Ronald Caltabiano, an American composer of contemporary classical music who attended the production, described the spatial experience: “Intentionally or not, the glorious house becomes a part of the story. One enters the gilded hall after walking through a red marble entryway, and the very first element of the opera is the 1970s video car chase.” Some of the action, he noted, took place in the aisles and in front of the orchestra, “thrust into the audience chamber.” The venue stopped functioning as a sanctuary from the story. It became part of the machinery the story describes.
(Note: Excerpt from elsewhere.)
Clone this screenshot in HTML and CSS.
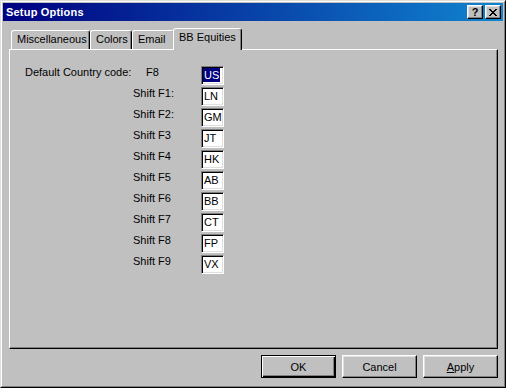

What the Audience Understood
The orchestra was equal to the ambition. “Brilliant, literally brilliant where it could be, and lush and luxuriously supportive of the singers throughout. Even in the loudest orchestral moments the singers were never covered,” Caltabiano says. The cast functioned as a unified ensemble, but the performance that lingered was tenor Gustavo López Manzitti’s Jim Mahoney. Caltabiano singles him out as “the star among stars,” a singer who moved “from conversational clarity to soaring sustained passages that sent a chill up my spine. When allowed to, the audience roared their appreciation.”
In the end, Mahagonny burns. The city collapses under the weight of its own governing logic. The chorus marches with signs. At the 1930 Leipzig premiere, the audience rioted. In Mexico City in 2026, the audience did something more reserved. They cheered. And shouted bravos. But most remained in their seats. Caltabiano, accustomed to standing ovations for anything that reaches a curtain call, read the stillness as a measure of the production’s impact: the audience was “completely appreciative but devastatingly moved by the story and perhaps the brilliance of the production.”
The difference between Leipzig and Mexico City is instructive. The riot meant the satire was shocking. Ninety-six years later, the production betrays something more unsettling. The satire is landing just a little too real.